PS Consultants - ideas & solutions

Scary Movie!
November 2000

TV phenomena like Big Brother and Who Wants to be a Millionaire prove beyond all doubt that corporations like Time Warner and Sony are wasting their money paying unimaginable sums of money for back-catalogue media assets. (Which means old TV, music and films to you and I). 

Both the above mentioned TV programmes are undeniably cheap to produce, and even pay for their own production costs from viewer premium rate calls. Incredible. They get huge audiences, and crucially, they have created essential viewing by being real time events. This is the sort of TV that networks would die for, since only news and sports otherwise carry the “real time” requirement that makes programme scheduling relevant in a world that is racing towards video on demand and time shifting.

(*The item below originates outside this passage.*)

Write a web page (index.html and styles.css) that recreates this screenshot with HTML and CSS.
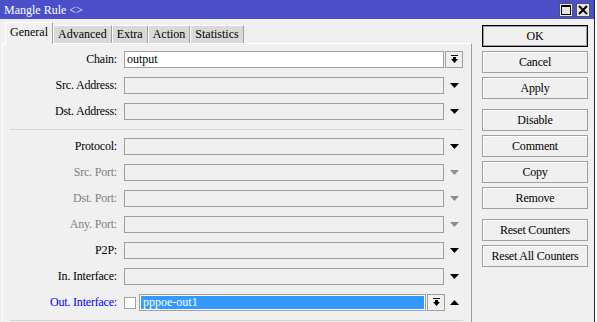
FILE: index.html
```html
<!DOCTYPE html>
<html lang="en">
<head>
    <meta charset="UTF-8">
    <meta name="viewport" content="width=device-width, initial-scale=1.0">
    <title>Mangle Rule</title>
    <link rel="stylesheet" href="styles.css">
</head>
<body>
    <div class="window">
        <div class="titlebar">
            <span class="title">Mangle Rule &lt;&gt;</span>
            <div class="title-buttons">
                <span class="title-btn">
                    <svg width="12" height="12" viewBox="0 0 12 12"><rect x="1.5" y="1.5" width="9" height="9" fill="none" stroke="#000" stroke-width="1"/><rect x="1" y="1" width="10" height="2" fill="#000"/></svg>
                </span>
                <span class="title-btn">
                    <svg width="12" height="12" viewBox="0 0 12 12"><path d="M2 2 L10 10 M10 2 L2 10" stroke="#000" stroke-width="2"/></svg>
                </span>
            </div>
        </div>

        <div class="main">
            <div class="left">
                <div class="tabs">
                    <span class="tab active">General</span>
                    <span class="tab">Advanced</span>
                    <span class="tab">Extra</span>
                    <span class="tab">Action</span>
                    <span class="tab">Statistics</span>
                </div>

                <div class="panel">
                    <div class="row">
                        <label>Chain:</label>
                        <div class="field white">output</div>
                        <span class="drop-box">
                            <svg width="9" height="9" viewBox="0 0 9 9"><rect x="1" y="0" width="7" height="1"/><rect x="3" y="2" width="3" height="2"/><path d="M1 4 H8 L4.5 8 Z"/></svg>
                        </span>
                    </div>
                    <div class="row">
                        <label>Src. Address:</label>
                        <div class="field"></div>
                        <svg class="arrow" width="9" height="5" viewBox="0 0 9 5"><path d="M0 0 H9 L4.5 5 Z"/></svg>
                    </div>
                    <div class="row">
                        <label>Dst. Address:</label>
                        <div class="field"></div>
                        <svg class="arrow" width="9" height="5" viewBox="0 0 9 5"><path d="M0 0 H9 L4.5 5 Z"/></svg>
                    </div>

                    <div class="separator"></div>

                    <div class="row">
                        <label>Protocol:</label>
                        <div class="field"></div>
                        <svg class="arrow" width="9" height="5" viewBox="0 0 9 5"><path d="M0 0 H9 L4.5 5 Z"/></svg>
                    </div>
                    <div class="row disabled">
                        <label>Src. Port:</label>
                        <div class="field"></div>
                        <svg class="arrow" width="9" height="5" viewBox="0 0 9 5"><path d="M0 0 H9 L4.5 5 Z"/></svg>
                    </div>
                    <div class="row disabled">
                        <label>Dst. Port:</label>
                        <div class="field"></div>
                        <svg class="arrow" width="9" height="5" viewBox="0 0 9 5"><path d="M0 0 H9 L4.5 5 Z"/></svg>
                    </div>
                    <div class="row disabled">
                        <label>Any. Port:</label>
                        <div class="field"></div>
                        <svg class="arrow" width="9" height="5" viewBox="0 0 9 5"><path d="M0 0 H9 L4.5 5 Z"/></svg>
                    </div>
                    <div class="row">
                        <label>P2P:</label>
                        <div class="field"></div>
                        <svg class="arrow" width="9" height="5" viewBox="0 0 9 5"><path d="M0 0 H9 L4.5 5 Z"/></svg>
                    </div>
                    <div class="row">
                        <label>In. Interface:</label>
                        <div class="field"></div>
                        <svg class="arrow" width="9" height="5" viewBox="0 0 9 5"><path d="M0 0 H9 L4.5 5 Z"/></svg>
                    </div>
                    <div class="row">
                        <label class="blue">Out. Interface:</label>
                        <span class="checkbox"></span>
                        <div class="field selected">pppoe-out1</div>
                        <span class="drop-box">
                            <svg width="9" height="9" viewBox="0 0 9 9"><rect x="1" y="0" width="7" height="1"/><rect x="3" y="2" width="3" height="2"/><path d="M1 4 H8 L4.5 8 Z"/></svg>
                        </span>
                        <svg class="arrow up" width="9" height="5" viewBox="0 0 9 5"><path d="M0 5 H9 L4.5 0 Z"/></svg>
                    </div>

                    <div class="separator"></div>
                </div>
            </div>

            <div class="actions">
                <button class="btn default">OK</button>
                <button class="btn">Cancel</button>
                <button class="btn">Apply</button>
                <button class="btn group">Disable</button>
                <button class="btn">Comment</button>
                <button class="btn">Copy</button>
                <button class="btn">Remove</button>
                <button class="btn group">Reset Counters</button>
                <button class="btn">Reset All Counters</button>
            </div>
        </div>
    </div>
</body>
</html>
```

FILE: styles.css
```css
body {
    margin: 0;
    background-color: #ffffff;
    font-family: 'Liberation Serif', serif;
    font-size: 12px;
    color: #000;
    overflow: hidden;
}

.window {
    width: 594px;
    height: 322px;
    background-color: #f0f0f0;
    border-right: 1px solid #2a2a2a;
    overflow: hidden;
}

/* Title bar */
.titlebar {
    height: 19px;
    background-color: #4b4fc9;
    display: flex;
    align-items: center;
    justify-content: space-between;
    padding: 0 4px;
}

.title {
    color: #ffffff;
    font-size: 12px;
    padding-top: 1px;
}

.title-buttons {
    display: flex;
    gap: 3px;
}

.title-btn {
    width: 14px;
    height: 14px;
    box-sizing: border-box;
    background-color: #e6e6e6;
    border: 1px solid #555;
    display: flex;
    align-items: center;
    justify-content: center;
}

/* Main area */
.main {
    display: flex;
    padding-left: 2px;
    gap: 10px;
}

.left {
    width: 470px;
}

.tabs {
    display: flex;
    align-items: flex-end;
    height: 21px;
    margin-top: 3px;
    padding-left: 3px;
}

.tab {
    height: 18px;
    box-sizing: border-box;
    padding: 0 4px;
    line-height: 16px;
    background-color: #d9d9d9;
    border-left: 1px solid #ffffff;
    border-top: 1px solid #ffffff;
    border-right: 1px solid #a0a0a0;
}

.tab.active {
    height: 22px;
    line-height: 18px;
    background-color: #f0f0f0;
    margin-bottom: -1px;
    position: relative;
}

.panel {
    height: 280px;
    border-top: 1px solid #ffffff;
    border-left: 1px solid #ffffff;
    border-right: 1px solid #a0a0a0;
    padding-top: 7px;
    display: flex;
    flex-direction: column;
    gap: 9px;
}

.row {
    display: flex;
    align-items: center;
    height: 17px;
}

.row label {
    width: 114px;
    margin-right: 7px;
    text-align: right;
    letter-spacing: -0.2px;
}

.row label.blue {
    color: #0000ff;
}

.field {
    width: 320px;
    height: 17px;
    box-sizing: border-box;
    border: 1px solid #a0a0a0;
    background-color: #f0f0f0;
    padding-left: 2px;
    line-height: 15px;
}

.field.white {
    background-color: #ffffff;
}

.field.selected {
    width: 287px;
    background-color: #3399ff;
    color: #ffffff;
    box-shadow: inset 0 0 0 1px #ffffff;
    padding-left: 3px;
}

.checkbox {
    width: 12px;
    height: 12px;
    box-sizing: border-box;
    border: 1px solid #a0a0a0;
    background-color: #ffffff;
    margin-right: 3px;
}

.drop-box {
    width: 18px;
    height: 17px;
    box-sizing: border-box;
    margin-left: 1px;
    border: 1px solid #a0a0a0;
    background-color: #f0f0f0;
    display: flex;
    align-items: center;
    justify-content: center;
}

.arrow {
    margin-left: 6px;
    fill: #000;
}

.drop-box + .arrow {
    margin-left: 5px;
}

.row.disabled label {
    color: #808080;
}

.row.disabled .arrow {
    fill: #8a9088;
}

.separator {
    height: 1px;
    background-color: #d4d4d4;
    margin: 0 8px -1px 7px;
}

/* Buttons on the right */
.actions {
    width: 106px;
    margin-top: 6px;
    display: flex;
    flex-direction: column;
}

.btn {
    height: 22px;
    box-sizing: border-box;
    margin-bottom: 4px;
    border: 1px solid #a0a0a0;
    box-shadow: inset 1px 1px 0 #ffffff;
    background-color: #f0f0f0;
    font-family: 'Liberation Serif', serif;
    font-size: 12px;
    letter-spacing: -0.2px;
    color: #000;
    padding: 0;
}

.btn.default {
    border: 1px solid #000;
    box-shadow: inset 0 0 0 1px #a0a0a0;
}

.btn.group {
    margin-top: 6px;
}
```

The popular wisdom is that all education and entertainment will be required only on demand henceforth, and there are many new and interesting technologies dedicated to this notion. Aside from the selective availability of DSL and cable, there’s even the prospect of a disk-based home video device that can operated simply at last.

The unanswered question seems to be “ what will the new age cybernauts pay for old media content..?” In the case of the AOL Time Warner deal, the issues are quite convoluted: is this a network operator (AOL has the internet, and Time Warner a lump of US cable) seeking to corral some unique content to drive consumers to their networks..? Or is a content rights operator seeking sell tickets for old shows..?

Do they believe that consumers will pay to watch back-catalogue product, given that there is a non-ending flood of new material across all media, mostly with increasingly sophisticated production quality. Can you see today’s kids paying to watch classic Dr Who episodes when they can immerse themselves in the latest Star Trek..? Those of us of a “certain age” still feel a twinge of nostalgia when a Dalek bumps into the scenery and it wobbles, but modern youth has no appreciation of such historical significance, just laughs and zaps the remote to get to the next channel.

Let’s also now remember what media is all about.

In the US, broadcast media exists for one thing, and one thing alone: advertising. In fact, the UK is one a relatively few countries where public service broadcasting keeps up with the commercial variety, and generally exceeds it in terms of “quality” content. The content that is broadcast is the cheapest possible that is consistent with delivering an audience to create a profitable advertising platform. That’s it, altruism doesn’t exist; if a commercial station produces a “quality programme” (ie one that costs more to produce than it attracts in advertising revenue) then it’s for one reason only – to appease the regulatory authority who might otherwise remove their franchise.

The amount of money involved in the Time Warner/AOL deal is astonishing. Let’s see it in full: $147,000,000,000.00. That’s several times the cost of the entire UK and German 3G cellular frequency licences. And every day that goes past, new films and content are being poured out and into the new channels afforded by the internet.

The tools to create “media” are getting cheaper and more accessible. The task of producing a full-length feature cartoon has not yet been totally deskilled, but it’s really not impossible to envisage someone developing a program to create perfectly viable animation software as shareware, capable of being run on a £1000 PC.

The cost of producing films using the MiniDV format is probably 1000th of the cost of a traditional celluloid behemoth. It’s only Sony’s stubbornness and determination to be awkward that seems to have prevented a complete Vaio production solution from being on sale already.

If you want to scare a media mogul to death, stand behind him and whisper “Blair Witch” into his/her ear. A $50k home movie that out grossed many $100m epics.

Given that you and I are going to be able to push a button and render an episode of Star Wars before long, the only thing that really remains to be overcome is the question of promotion. In other words, how do you get the eyeballs to justify the advertisement rates..? But if your costs of production are a 1000 times less, you need a lot less income. You can probably afford to charge less.

The internet is famous for its resilience through distribution. In other words, lots of little networks that use “self healing” connections mean that there is no one single point of failure . So how about a distributed media industry? Where lots of small but accomplished production units create all manner of content and entertainment.

I rather like this idea – 100,000 producers directly feeding 100 million consumers feels a lot more satisfactory than one – the AOL behemoth – feeding them. But be ready with the smelling salts if you mention this concept within earshot of the execs from AOL and Time Warner. I don’t think it’s what they want to hear.